Beyond the courtroom, Cuccinelli ties Virginia’s political shifts to broader national forces, arguing Northern Virginia’s growth and federal employment patterns tilt the region leftward. He frames the long-term fix as requiring institutional reforms such as a balanced budget requirement at the federal level to curb the expansion that reshapes state politics. That’s his policy take alongside the legal strategy: stop the federal growth that fuels demographic changes and enforce state constitutional rules that check hasty, partisan maneuvers.
WATCH:
TRANSCRIPT:
Teri Christoph (01:44)
Hey everybody, I am really happy to welcome today Ken Cuccinelli. He was Attorney General of Virginia back in the day, but a great expert. He’s really kept his eye on the legal wranglings around the gerrymandering referendum, which of course just passed this week in Virginia. So welcome Attorney General Cuccinelli.

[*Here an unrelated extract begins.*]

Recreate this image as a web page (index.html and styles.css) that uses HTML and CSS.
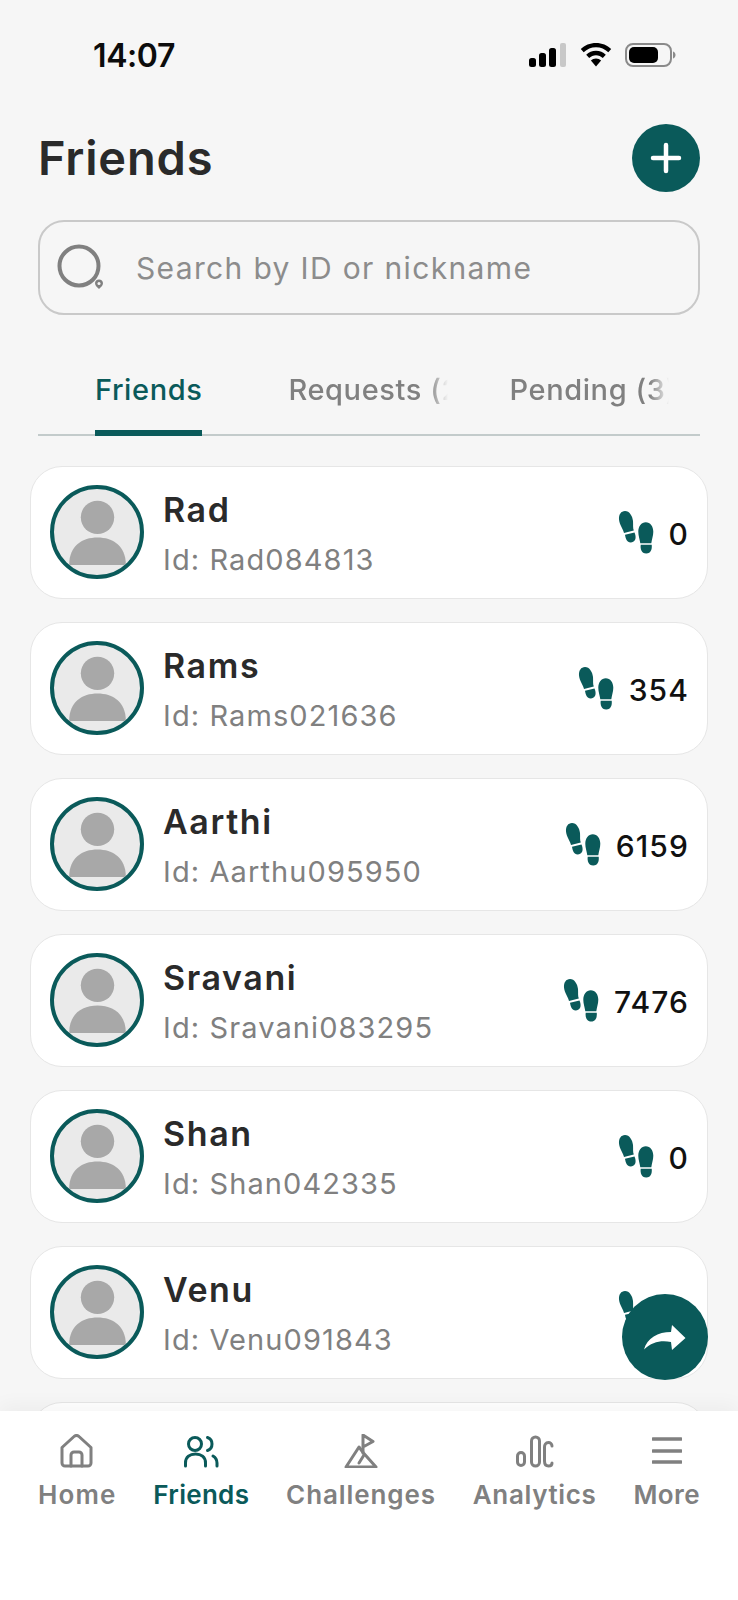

Thrilled to have you as I was just mentioning, you were my state Senator back in the day. So we are both long time Virginians.
Ken Cuccinelli (02:10)
Yes, yes, and a little bit sad this week, but there’s hope.
Teri Christoph (02:14)
There is, and I actually thought, I know that there was a big ruling out of Tazewell County yesterday, but I actually thought a better place might be to start what happened before the referendum. There were legal challenges to this referendum going back months, weeks, and the Supreme Court of Virginia sort of punted on it. And I know Tazewell’s kind of been a main figure in all of this. So it might be helpful to know what happened before we even went to the polls earlier this week.
Ken Cuccinelli (02:41)
Yeah. So the simple reason is punted sounds like ducked and, under Virginia law, over a hundred years of precedent, ⁓ the vote in the referendum is part of the legislative process and the courts will not take up a challenge to a legislative act until after the legislative process is complete. And, the easy analogy is the people voting yes or no, are the equivalent of a governor signing or vetoing a piece of legislation that comes to her desk. And if she vetoes it, it’s over, right? There’s nothing to consider.